- _RECORDED INFORMATION_:
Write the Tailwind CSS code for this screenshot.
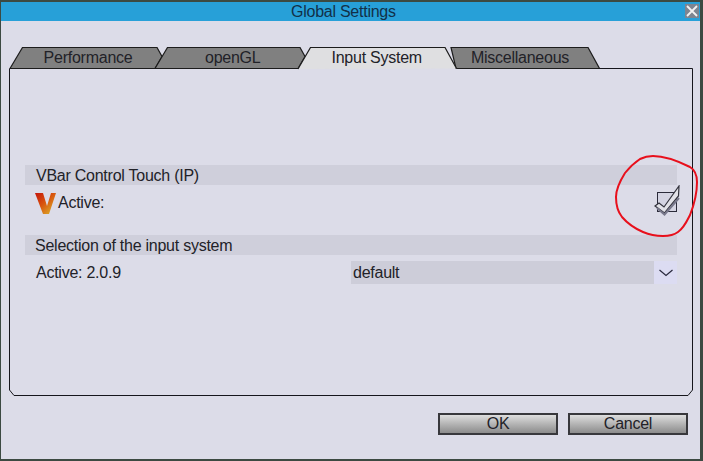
<!DOCTYPE html>
<html><head><meta charset="utf-8"><script src="https://cdn.jsdelivr.net/npm/@tailwindcss/browser@4"></script></head>
<body class="bg-[#3c4a42] font-['Liberation_Sans',Arial,sans-serif] text-[16px] tracking-[-0.25px] text-[#222228]">
<div class="relative w-[703px] h-[461px] overflow-hidden">
  <div class="absolute left-[1px] top-[2px] w-[699px] h-[457px] bg-[#dcdce8] flex flex-col">
    <div class="h-[19px] bg-[#27a0d8] flex items-center relative text-[#123048] shrink-0">
      <span class="ml-[290px] whitespace-nowrap">Global Settings</span>
      <div class="absolute left-[684px] top-[2px] w-[14px] h-[14px] bg-[#7e8590] flex items-center justify-center">
        <svg width="12" height="12" viewBox="0 0 12 12"><path d="M1 1L11 11M11 1L1 11" stroke="#f2f2f2" stroke-width="1.8"/></svg>
      </div>
    </div>
    <div class="relative mt-[26px] ml-[8px] w-[684px] h-[349px]">
      <svg class="absolute left-0 top-0" width="684" height="349" viewBox="9 47 684 349" fill="none">
        <path d="M10 68.5L22.5 47.5H157L162 56.5L155 68.5Z" fill="#808080" stroke="#1c1c1c" stroke-width="1.2"/>
        <path d="M155 68.5L167.5 47.5H300L305 56.5L298 68.5Z" fill="#808080" stroke="#1c1c1c" stroke-width="1.2"/>
        <path d="M451 47.5H588L599.5 68.5H456Z" fill="#808080" stroke="#1c1c1c" stroke-width="1.2"/>
        <path d="M298 69L310.5 47.5H445L456.5 68.5" fill="#dfdfe1" stroke="#1c1c1c" stroke-width="1.2"/>
        <path d="M599 68.5H692.5V390L688 395.5H14L9.5 390V69L10 68.5" stroke="#16161c" stroke-width="1"/>
      </svg>
      <div class="absolute left-0 top-0 h-[22px] w-full flex items-center whitespace-nowrap">
        <span class="ml-[34px] w-[90px] shrink-0 text-center leading-[22px]">Performance</span>
        <span class="ml-[72px] w-[55px] shrink-0 text-center leading-[22px]">openGL</span>
        <span class="ml-[71.5px] w-[90px] shrink-0 text-center leading-[22px]">Input System</span>
        <span class="ml-[48.5px] w-[100px] shrink-0 text-center leading-[22px]">Miscellaneous</span>
      </div>
      <div class="absolute left-[16px] top-[118px] w-[652px] flex flex-col">
        <div class="h-[20px] bg-[#cfcfdb] pl-[11px] leading-[22px]">VBar Control Touch (IP)</div>
        <div class="h-[34px] flex items-center relative">
          <svg class="ml-[10px] mt-[2px] shrink-0" width="21" height="21" viewBox="0 0 21 21">
            <defs><linearGradient id="v" x1="0" y1="0" x2="1" y2="1"><stop offset="0" stop-color="#c4140c"/><stop offset="0.45" stop-color="#d8540e"/><stop offset="1" stop-color="#dcc030"/></linearGradient></defs>
            <path d="M0 0H8L12 13L16 0H21L14 21H8Z" fill="url(#v)"/>
          </svg>
          <span class="ml-[2px] pt-[2px]">Active:</span>
          <div class="absolute left-[632px] top-[7px] w-[20px] h-[20px] border border-[#2b2b3a] bg-[#d4d4e2]"></div>
          <svg class="absolute left-[625px] top-0" width="32" height="32" viewBox="0 0 32 32">
            <path d="M5 21L9 18L14 22L29 1L28.5 11L14.5 28Z" fill="#e2e2e8" stroke="#33333d" stroke-width="1.2"/>
            <path d="M7 23L14.5 29.5L29 13" stroke="#77778a" stroke-width="2" fill="none"/>
          </svg>
        </div>
        <div class="mt-[16px] h-[20px] bg-[#cfcfdb] pl-[10px] leading-[22px]">Selection of the input system</div>
        <div class="mt-[6px] h-[23px] flex items-center">
          <span class="pl-[11px] w-[326px]">Active: 2.0.9</span>
          <div class="w-[303px] h-[23px] bg-[#cdcdd9] pl-[2px] leading-[23px]">default</div>
          <div class="w-[23px] h-[23px] bg-[#dcdcf2] flex items-center justify-center">
            <svg width="16" height="8" viewBox="0 0 16 8" fill="none"><path d="M1.5 1L8 6.5L14.5 1" stroke="#28283c" stroke-width="1.2"/></svg>
          </div>
        </div>
      </div>
    </div>
    <div class="flex justify-end gap-[10px] mt-[17px] pr-[12px]">
      <div class="w-[120px] h-[22px] border-2 border-[#38383c] bg-gradient-to-b from-[#dedede] to-[#8c8c8c] flex items-center justify-center">OK</div>
      <div class="w-[120px] h-[22px] border-2 border-[#38383c] bg-gradient-to-b from-[#dedede] to-[#8c8c8c] flex items-center justify-center">Cancel</div>
    </div>
  </div>
  <svg class="absolute left-0 top-0 pointer-events-none" width="703" height="461" viewBox="0 0 703 461" fill="none">
    <path d="M653 156C647 156 644 157 640 159C634 163 629 168 625 173C620 181 616 189 616 197C616 205 618 212 622 217C628 224 636 229 643 232C650 235 656 236 663 236C670 236 674 235 678 232C684 228 687 221 690 215C694 205 697 194 697 182C697 175 695 170 690 167C680 162 665 156 653 156Z" stroke="#e8101c" stroke-width="2"/>
  </svg>
</div>
</body></html>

- _WHAT THE EXERCISE ASKS_: Write out the whole listing again, exactly, with no pictures.

- _EXERCISE RESPONSE_:
Write the Tailwind CSS code for this screenshot.
<!DOCTYPE html>
<html><head><meta charset="utf-8"><script src="https://cdn.jsdelivr.net/npm/@tailwindcss/browser@4"></script></head>
<body class="bg-[#3c4a42] font-['Liberation_Sans',Arial,sans-serif] text-[16px] tracking-[-0.25px] text-[#222228]">
<div class="relative w-[703px] h-[461px] overflow-hidden">
  <div class="absolute left-[1px] top-[2px] w-[699px] h-[457px] bg-[#dcdce8] flex flex-col">
    <div class="h-[19px] bg-[#27a0d8] flex items-center relative text-[#123048] shrink-0">
      <span class="ml-[290px] whitespace-nowrap">Global Settings</span>
      <div class="absolute left-[684px] top-[2px] w-[14px] h-[14px] bg-[#7e8590] flex items-center justify-center">
        <svg width="12" height="12" viewBox="0 0 12 12"><path d="M1 1L11 11M11 1L1 11" stroke="#f2f2f2" stroke-width="1.8"/></svg>
      </div>
    </div>
    <div class="relative mt-[26px] ml-[8px] w-[684px] h-[349px]">
      <svg class="absolute left-0 top-0" width="684" height="349" viewBox="9 47 684 349" fill="none">
        <path d="M10 68.5L22.5 47.5H157L162 56.5L155 68.5Z" fill="#808080" stroke="#1c1c1c" stroke-width="1.2"/>
        <path d="M155 68.5L167.5 47.5H300L305 56.5L298 68.5Z" fill="#808080" stroke="#1c1c1c" stroke-width="1.2"/>
        <path d="M451 47.5H588L599.5 68.5H456Z" fill="#808080" stroke="#1c1c1c" stroke-width="1.2"/>
        <path d="M298 69L310.5 47.5H445L456.5 68.5" fill="#dfdfe1" stroke="#1c1c1c" stroke-width="1.2"/>
        <path d="M599 68.5H692.5V390L688 395.5H14L9.5 390V69L10 68.5" stroke="#16161c" stroke-width="1"/>
      </svg>
      <div class="absolute left-0 top-0 h-[22px] w-full flex items-center whitespace-nowrap">
        <span class="ml-[34px] w-[90px] shrink-0 text-center leading-[22px]">Performance</span>
        <span class="ml-[72px] w-[55px] shrink-0 text-center leading-[22px]">openGL</span>
        <span class="ml-[71.5px] w-[90px] shrink-0 text-center leading-[22px]">Input System</span>
        <span class="ml-[48.5px] w-[100px] shrink-0 text-center leading-[22px]">Miscellaneous</span>
      </div>
      <div class="absolute left-[16px] top-[118px] w-[652px] flex flex-col">
        <div class="h-[20px] bg-[#cfcfdb] pl-[11px] leading-[22px]">VBar Control Touch (IP)</div>
        <div class="h-[34px] flex items-center relative">
          <svg class="ml-[10px] mt-[2px] shrink-0" width="21" height="21" viewBox="0 0 21 21">
            <defs><linearGradient id="v" x1="0" y1="0" x2="1" y2="1"><stop offset="0" stop-color="#c4140c"/><stop offset="0.45" stop-color="#d8540e"/><stop offset="1" stop-color="#dcc030"/></linearGradient></defs>
            <path d="M0 0H8L12 13L16 0H21L14 21H8Z" fill="url(#v)"/>
          </svg>
          <span class="ml-[2px] pt-[2px]">Active:</span>
          <div class="absolute left-[632px] top-[7px] w-[20px] h-[20px] border border-[#2b2b3a] bg-[#d4d4e2]"></div>
          <svg class="absolute left-[625px] top-0" width="32" height="32" viewBox="0 0 32 32">
            <path d="M5 21L9 18L14 22L29 1L28.5 11L14.5 28Z" fill="#e2e2e8" stroke="#33333d" stroke-width="1.2"/>
            <path d="M7 23L14.5 29.5L29 13" stroke="#77778a" stroke-width="2" fill="none"/>
          </svg>
        </div>
        <div class="mt-[16px] h-[20px] bg-[#cfcfdb] pl-[10px] leading-[22px]">Selection of the input system</div>
        <div class="mt-[6px] h-[23px] flex items-center">
          <span class="pl-[11px] w-[326px]">Active: 2.0.9</span>
          <div class="w-[303px] h-[23px] bg-[#cdcdd9] pl-[2px] leading-[23px]">default</div>
          <div class="w-[23px] h-[23px] bg-[#dcdcf2] flex items-center justify-center">
            <svg width="16" height="8" viewBox="0 0 16 8" fill="none"><path d="M1.5 1L8 6.5L14.5 1" stroke="#28283c" stroke-width="1.2"/></svg>
          </div>
        </div>
      </div>
    </div>
    <div class="flex justify-end gap-[10px] mt-[17px] pr-[12px]">
      <div class="w-[120px] h-[22px] border-2 border-[#38383c] bg-gradient-to-b from-[#dedede] to-[#8c8c8c] flex items-center justify-center">OK</div>
      <div class="w-[120px] h-[22px] border-2 border-[#38383c] bg-gradient-to-b from-[#dedede] to-[#8c8c8c] flex items-center justify-center">Cancel</div>
    </div>
  </div>
  <svg class="absolute left-0 top-0 pointer-events-none" width="703" height="461" viewBox="0 0 703 461" fill="none">
    <path d="M653 156C647 156 644 157 640 159C634 163 629 168 625 173C620 181 616 189 616 197C616 205 618 212 622 217C628 224 636 229 643 232C650 235 656 236 663 236C670 236 674 235 678 232C684 228 687 221 690 215C694 205 697 194 697 182C697 175 695 170 690 167C680 162 665 156 653 156Z" stroke="#e8101c" stroke-width="2"/>
  </svg>
</div>
</body></html>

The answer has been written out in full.